Green's equivalences on the bicyclic semigroup.

Question

This is Exercise 2.1.2 of Howie's "Fundamentals of Semigroup Theory".

Definition 1: Consider $B=\Bbb N^0\times \Bbb N^0$ under $$(m, n)(p,q)=(m-n+\max(n, p), q-p+max(n, p))$$. This is the bicyclic semigroup $B$.

The Question:

Show that

a) $(m, n)\mathcal{R} (p, q)$ if and only if $m=p$.

b) $(m, n)\mathcal{L} (p, q)$ if and only if $n=q$.

c) $\mathcal D= \mathcal J= B\times B$.

My Attempt:

a) Suppose $(m, n)\mathcal R (p, q)$. Then there exist $(x, y), (u, v)\in B$ such that $(m, n)(x,y)=(p,q)$ & $(p, q)(u, v)=(m, n)$. Thus $$p=m-n+\max(n, x)\tag{1}$$ & $$q=y-x+\max(n, x)\tag{2}$$ and $$m=p-q+\max(q, u)\tag{3}$$ & $$n=v-u+\max(q, u).\tag{4}$$

Since there are four equations and four unknowns, I suppose I could solve $(1)$ to $(4)$ for $x,y,u,v$ in terms of $m,n,p,q$, but I don't suppose this'll get me far.

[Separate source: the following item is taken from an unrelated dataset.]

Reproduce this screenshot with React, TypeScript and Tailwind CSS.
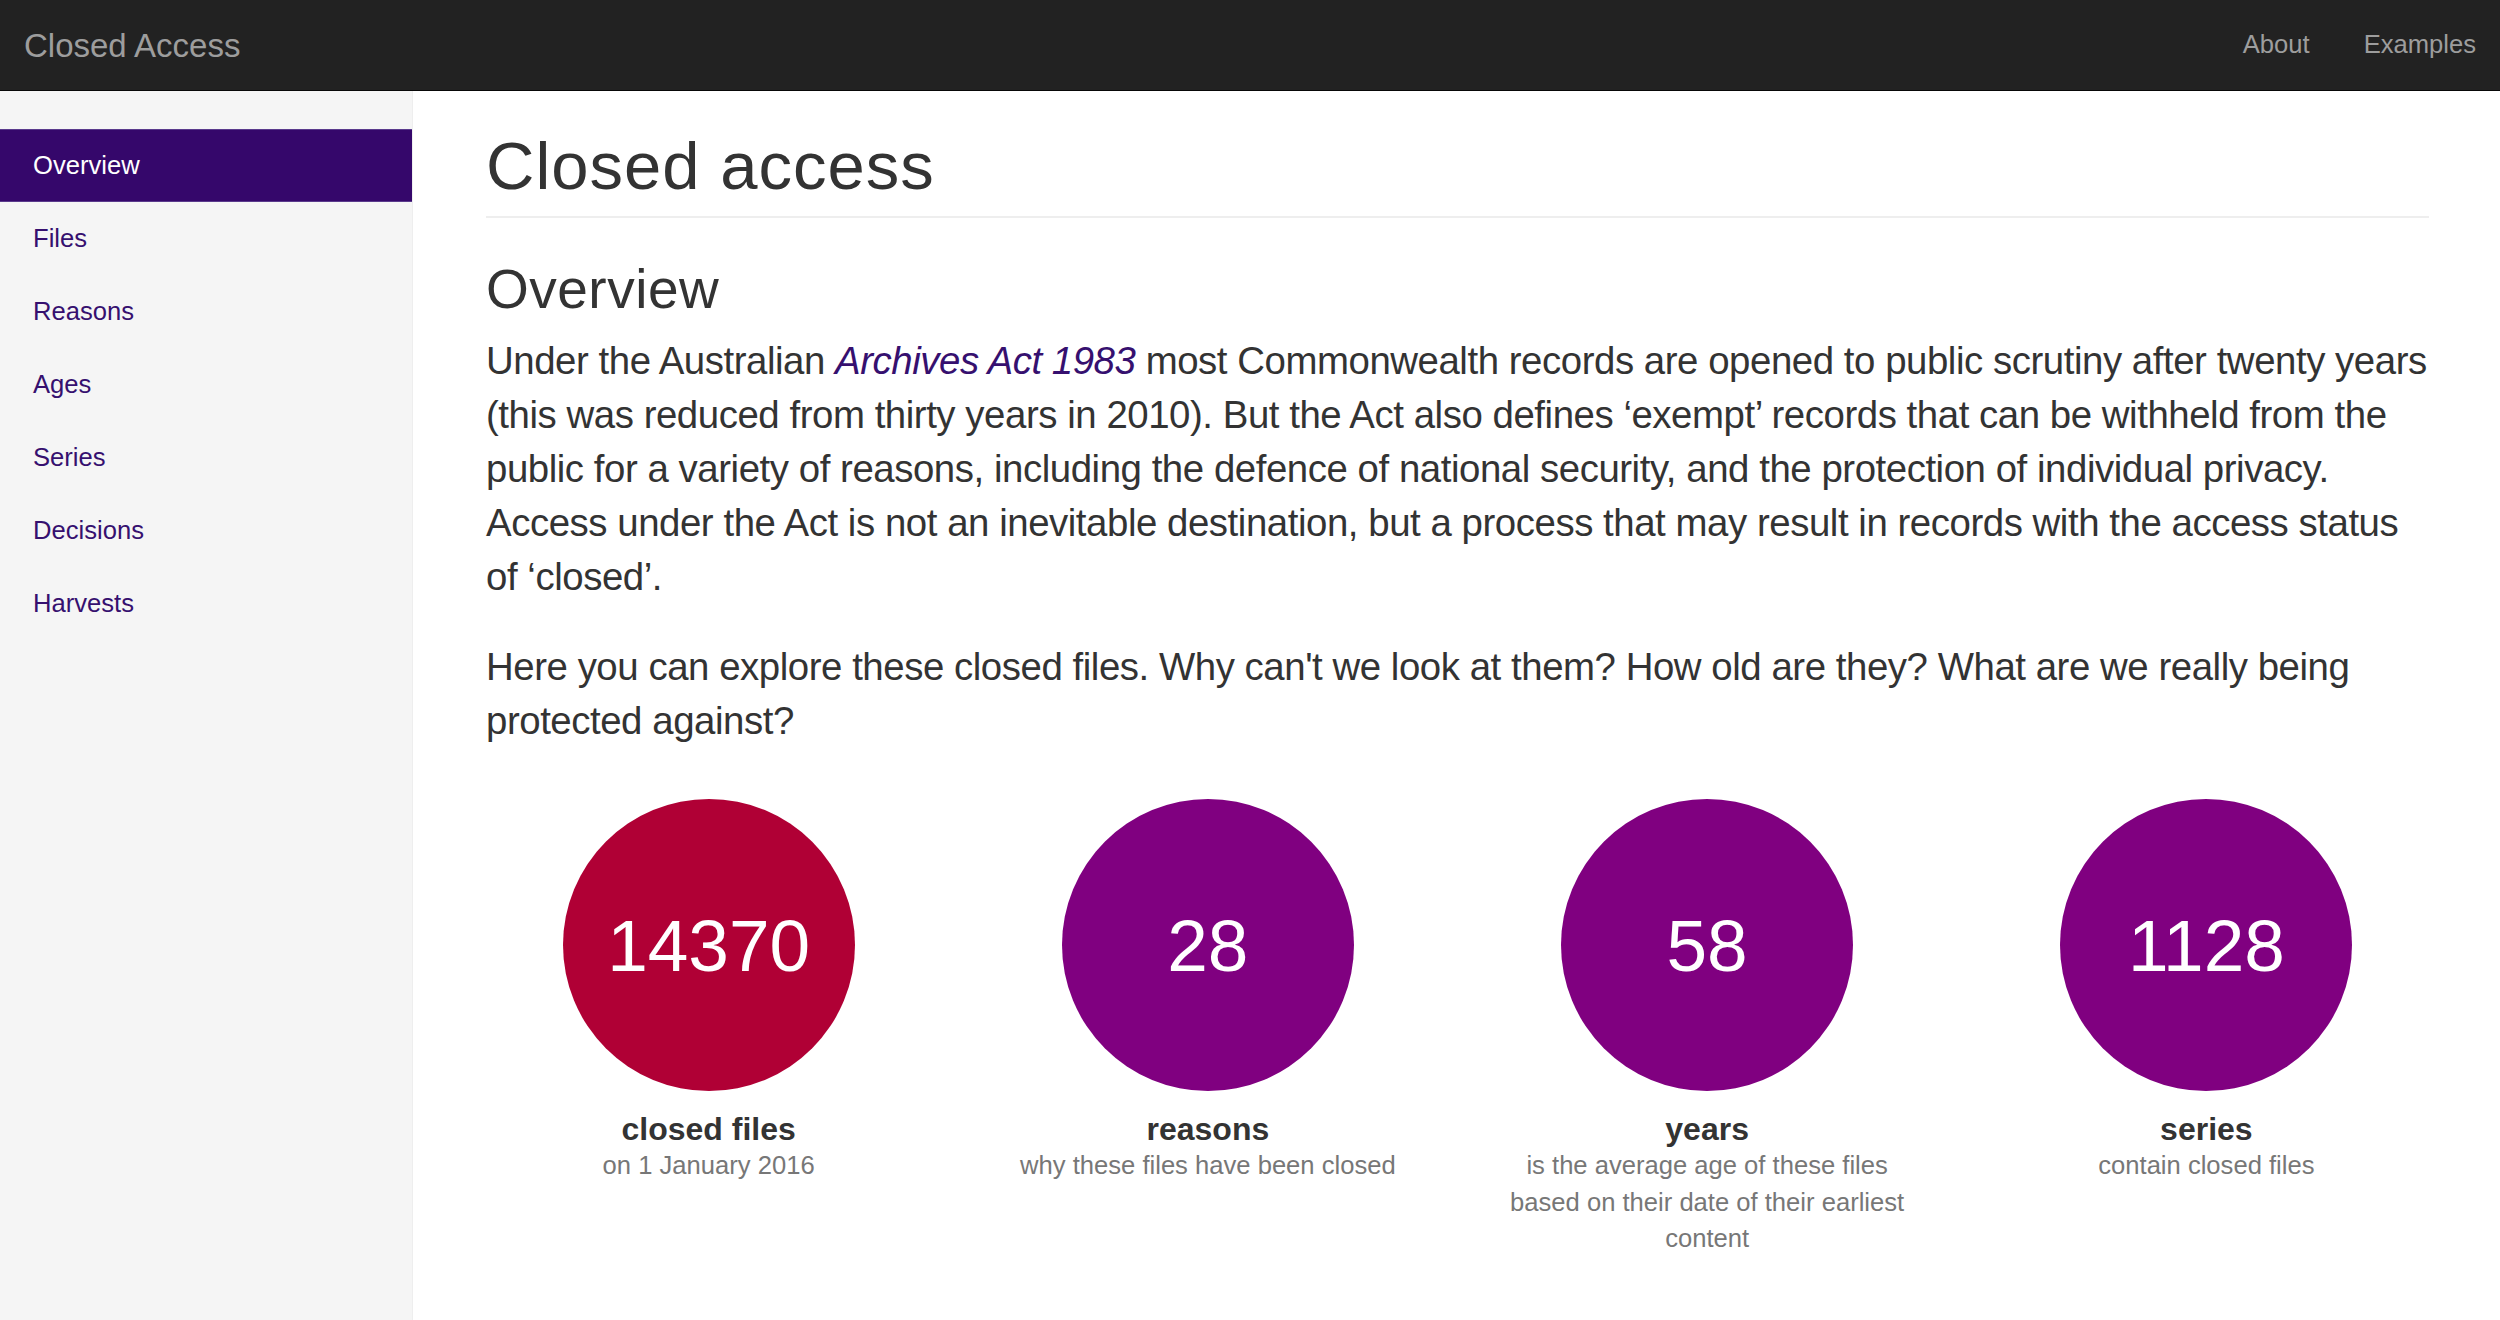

By $(3)$, $$m=\begin{cases} p &: q=\max(q, u) \\ p-q+u &: u=\max(q, u). \end{cases}$$ If $u=\max(q, u)$, then $n=v$ by $(4)$.

That's all I have there.

b) The solution to this should be dual to (a).

c) I'm stuck.

Please help :)

Answer 1

I'll use the more intuitive (for me) description of the bicyclic subgroup as the set of all strings $a^m b^n$, under the operation of composition followed by repeated annihilation of any occurrence of $ba$. Thus:

• (a) Given a string $a^m b^n$ , right-composition lets us add as many $a$s as we want after killing all the $b$s, and then add $b$s back, but we can't remove any of the original $a$s. So $a^m b^n B = \{a^k b^\ell | k \geq m, \ell \in \mathbb{N}_0\}$. Therefore, $a^m b^n B = a^p b^q B$ iff $m = p$.
• (b) Symmetrical.
• (c) $B a^m b^n B = B (a^m b^n B) = B \{a^k b^\ell | k \geq m, \ell \in \mathbb{N}_0\}$. By left-composing $a^k b^\ell$ with a string of $b$s, we can kill as many of the $a$s as we want, so $B a^m b^n B = B$. This means that every element $x \in B$ has the same $BxB$, so $J$ is the everything-to-everything relation $B \times B$. $D$ is defined as $x D y$ iff $(\exists r) x L r \wedge r R y$. In this case, if $x = a^m b^n$ and $y = a^p b^q$, then by our previous results, take $r = a^p b^n$; this shows that $D$ is also everything-to-everything.